- What the task asks -
Make an exact copy of all the data.
--- Start ---
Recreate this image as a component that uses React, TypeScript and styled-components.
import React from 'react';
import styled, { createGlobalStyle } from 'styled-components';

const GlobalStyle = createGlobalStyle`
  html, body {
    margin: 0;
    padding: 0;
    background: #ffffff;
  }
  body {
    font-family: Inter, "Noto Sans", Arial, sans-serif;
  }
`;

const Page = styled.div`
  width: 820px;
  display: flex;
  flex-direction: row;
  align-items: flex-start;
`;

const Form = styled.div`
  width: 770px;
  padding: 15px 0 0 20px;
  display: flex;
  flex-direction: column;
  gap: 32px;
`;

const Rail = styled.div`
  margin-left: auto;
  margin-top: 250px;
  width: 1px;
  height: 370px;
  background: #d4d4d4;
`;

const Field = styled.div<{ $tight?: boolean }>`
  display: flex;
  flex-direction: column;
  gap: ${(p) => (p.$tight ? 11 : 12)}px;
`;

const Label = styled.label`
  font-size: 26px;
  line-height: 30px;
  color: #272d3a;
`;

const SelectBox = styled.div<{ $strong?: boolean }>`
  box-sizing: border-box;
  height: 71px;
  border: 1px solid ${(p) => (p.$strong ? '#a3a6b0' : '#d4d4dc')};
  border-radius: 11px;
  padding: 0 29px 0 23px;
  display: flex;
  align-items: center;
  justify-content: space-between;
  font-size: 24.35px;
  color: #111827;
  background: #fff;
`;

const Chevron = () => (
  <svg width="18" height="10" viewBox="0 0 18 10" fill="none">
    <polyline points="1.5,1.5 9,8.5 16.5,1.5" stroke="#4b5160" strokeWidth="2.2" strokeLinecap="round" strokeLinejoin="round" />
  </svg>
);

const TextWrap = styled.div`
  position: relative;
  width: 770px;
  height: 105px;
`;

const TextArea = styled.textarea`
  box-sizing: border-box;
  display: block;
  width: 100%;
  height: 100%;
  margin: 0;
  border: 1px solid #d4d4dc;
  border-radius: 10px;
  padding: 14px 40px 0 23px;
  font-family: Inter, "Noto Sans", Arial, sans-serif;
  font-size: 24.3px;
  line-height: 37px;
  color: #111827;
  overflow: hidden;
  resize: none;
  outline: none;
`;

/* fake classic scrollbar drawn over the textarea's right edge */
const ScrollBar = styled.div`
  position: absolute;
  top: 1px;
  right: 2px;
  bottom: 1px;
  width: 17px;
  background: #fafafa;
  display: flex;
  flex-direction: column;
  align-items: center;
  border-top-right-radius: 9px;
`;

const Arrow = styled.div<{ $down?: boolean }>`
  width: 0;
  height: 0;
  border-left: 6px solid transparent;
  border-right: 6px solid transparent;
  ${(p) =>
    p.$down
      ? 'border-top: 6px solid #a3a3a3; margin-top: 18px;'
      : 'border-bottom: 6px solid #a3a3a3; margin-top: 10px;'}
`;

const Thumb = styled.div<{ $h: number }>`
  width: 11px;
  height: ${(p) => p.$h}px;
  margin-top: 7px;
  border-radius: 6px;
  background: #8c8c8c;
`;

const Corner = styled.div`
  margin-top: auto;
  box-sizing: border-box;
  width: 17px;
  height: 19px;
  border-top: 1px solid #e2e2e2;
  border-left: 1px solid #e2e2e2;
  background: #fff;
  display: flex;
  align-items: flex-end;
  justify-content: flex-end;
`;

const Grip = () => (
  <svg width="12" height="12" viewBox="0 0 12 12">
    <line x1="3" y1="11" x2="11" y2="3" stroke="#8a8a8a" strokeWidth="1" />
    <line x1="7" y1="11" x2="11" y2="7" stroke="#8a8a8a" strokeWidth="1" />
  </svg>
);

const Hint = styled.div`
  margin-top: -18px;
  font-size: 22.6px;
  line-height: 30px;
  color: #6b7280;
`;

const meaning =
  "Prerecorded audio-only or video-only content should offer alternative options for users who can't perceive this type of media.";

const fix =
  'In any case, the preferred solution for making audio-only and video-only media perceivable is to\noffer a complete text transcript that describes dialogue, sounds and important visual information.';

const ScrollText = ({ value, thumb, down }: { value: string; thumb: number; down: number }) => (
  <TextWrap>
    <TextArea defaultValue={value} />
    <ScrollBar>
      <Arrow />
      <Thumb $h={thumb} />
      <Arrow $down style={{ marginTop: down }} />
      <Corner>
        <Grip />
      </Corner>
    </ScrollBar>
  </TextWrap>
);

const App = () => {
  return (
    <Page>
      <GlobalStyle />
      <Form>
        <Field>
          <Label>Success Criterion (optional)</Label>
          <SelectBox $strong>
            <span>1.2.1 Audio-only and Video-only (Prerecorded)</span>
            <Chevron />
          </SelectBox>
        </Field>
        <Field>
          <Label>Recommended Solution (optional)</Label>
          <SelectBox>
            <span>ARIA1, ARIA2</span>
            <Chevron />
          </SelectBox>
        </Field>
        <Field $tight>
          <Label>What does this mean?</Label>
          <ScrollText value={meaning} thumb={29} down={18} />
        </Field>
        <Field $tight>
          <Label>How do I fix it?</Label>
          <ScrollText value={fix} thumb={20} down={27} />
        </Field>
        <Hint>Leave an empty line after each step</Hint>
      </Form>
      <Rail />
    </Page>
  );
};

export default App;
--- End ---
- Result of the task -
Recreate this image as a component that uses React, TypeScript and styled-components.
import React from 'react';
import styled, { createGlobalStyle } from 'styled-components';

const GlobalStyle = createGlobalStyle`
  html, body {
    margin: 0;
    padding: 0;
    background: #ffffff;
  }
  body {
    font-family: Inter, "Noto Sans", Arial, sans-serif;
  }
`;

const Page = styled.div`
  width: 820px;
  display: flex;
  flex-direction: row;
  align-items: flex-start;
`;

const Form = styled.div`
  width: 770px;
  padding: 15px 0 0 20px;
  display: flex;
  flex-direction: column;
  gap: 32px;
`;

const Rail = styled.div`
  margin-left: auto;
  margin-top: 250px;
  width: 1px;
  height: 370px;
  background: #d4d4d4;
`;

const Field = styled.div<{ $tight?: boolean }>`
  display: flex;
  flex-direction: column;
  gap: ${(p) => (p.$tight ? 11 : 12)}px;
`;

const Label = styled.label`
  font-size: 26px;
  line-height: 30px;
  color: #272d3a;
`;

const SelectBox = styled.div<{ $strong?: boolean }>`
  box-sizing: border-box;
  height: 71px;
  border: 1px solid ${(p) => (p.$strong ? '#a3a6b0' : '#d4d4dc')};
  border-radius: 11px;
  padding: 0 29px 0 23px;
  display: flex;
  align-items: center;
  justify-content: space-between;
  font-size: 24.35px;
  color: #111827;
  background: #fff;
`;

const Chevron = () => (
  <svg width="18" height="10" viewBox="0 0 18 10" fill="none">
    <polyline points="1.5,1.5 9,8.5 16.5,1.5" stroke="#4b5160" strokeWidth="2.2" strokeLinecap="round" strokeLinejoin="round" />
  </svg>
);

const TextWrap = styled.div`
  position: relative;
  width: 770px;
  height: 105px;
`;

const TextArea = styled.textarea`
  box-sizing: border-box;
  display: block;
  width: 100%;
  height: 100%;
  margin: 0;
  border: 1px solid #d4d4dc;
  border-radius: 10px;
  padding: 14px 40px 0 23px;
  font-family: Inter, "Noto Sans", Arial, sans-serif;
  font-size: 24.3px;
  line-height: 37px;
  color: #111827;
  overflow: hidden;
  resize: none;
  outline: none;
`;

/* fake classic scrollbar drawn over the textarea's right edge */
const ScrollBar = styled.div`
  position: absolute;
  top: 1px;
  right: 2px;
  bottom: 1px;
  width: 17px;
  background: #fafafa;
  display: flex;
  flex-direction: column;
  align-items: center;
  border-top-right-radius: 9px;
`;

const Arrow = styled.div<{ $down?: boolean }>`
  width: 0;
  height: 0;
  border-left: 6px solid transparent;
  border-right: 6px solid transparent;
  ${(p) =>
    p.$down
      ? 'border-top: 6px solid #a3a3a3; margin-top: 18px;'
      : 'border-bottom: 6px solid #a3a3a3; margin-top: 10px;'}
`;

const Thumb = styled.div<{ $h: number }>`
  width: 11px;
  height: ${(p) => p.$h}px;
  margin-top: 7px;
  border-radius: 6px;
  background: #8c8c8c;
`;

const Corner = styled.div`
  margin-top: auto;
  box-sizing: border-box;
  width: 17px;
  height: 19px;
  border-top: 1px solid #e2e2e2;
  border-left: 1px solid #e2e2e2;
  background: #fff;
  display: flex;
  align-items: flex-end;
  justify-content: flex-end;
`;

const Grip = () => (
  <svg width="12" height="12" viewBox="0 0 12 12">
    <line x1="3" y1="11" x2="11" y2="3" stroke="#8a8a8a" strokeWidth="1" />
    <line x1="7" y1="11" x2="11" y2="7" stroke="#8a8a8a" strokeWidth="1" />
  </svg>
);

const Hint = styled.div`
  margin-top: -18px;
  font-size: 22.6px;
  line-height: 30px;
  color: #6b7280;
`;

const meaning =
  "Prerecorded audio-only or video-only content should offer alternative options for users who can't perceive this type of media.";

const fix =
  'In any case, the preferred solution for making audio-only and video-only media perceivable is to\noffer a complete text transcript that describes dialogue, sounds and important visual information.';

const ScrollText = ({ value, thumb, down }: { value: string; thumb: number; down: number }) => (
  <TextWrap>
    <TextArea defaultValue={value} />
    <ScrollBar>
      <Arrow />
      <Thumb $h={thumb} />
      <Arrow $down style={{ marginTop: down }} />
      <Corner>
        <Grip />
      </Corner>
    </ScrollBar>
  </TextWrap>
);

const App = () => {
  return (
    <Page>
      <GlobalStyle />
      <Form>
        <Field>
          <Label>Success Criterion (optional)</Label>
          <SelectBox $strong>
            <span>1.2.1 Audio-only and Video-only (Prerecorded)</span>
            <Chevron />
          </SelectBox>
        </Field>
        <Field>
          <Label>Recommended Solution (optional)</Label>
          <SelectBox>
            <span>ARIA1, ARIA2</span>
            <Chevron />
          </SelectBox>
        </Field>
        <Field $tight>
          <Label>What does this mean?</Label>
          <ScrollText value={meaning} thumb={29} down={18} />
        </Field>
        <Field $tight>
          <Label>How do I fix it?</Label>
          <ScrollText value={fix} thumb={20} down={27} />
        </Field>
        <Hint>Leave an empty line after each step</Hint>
      </Form>
      <Rail />
    </Page>
  );
};

export default App;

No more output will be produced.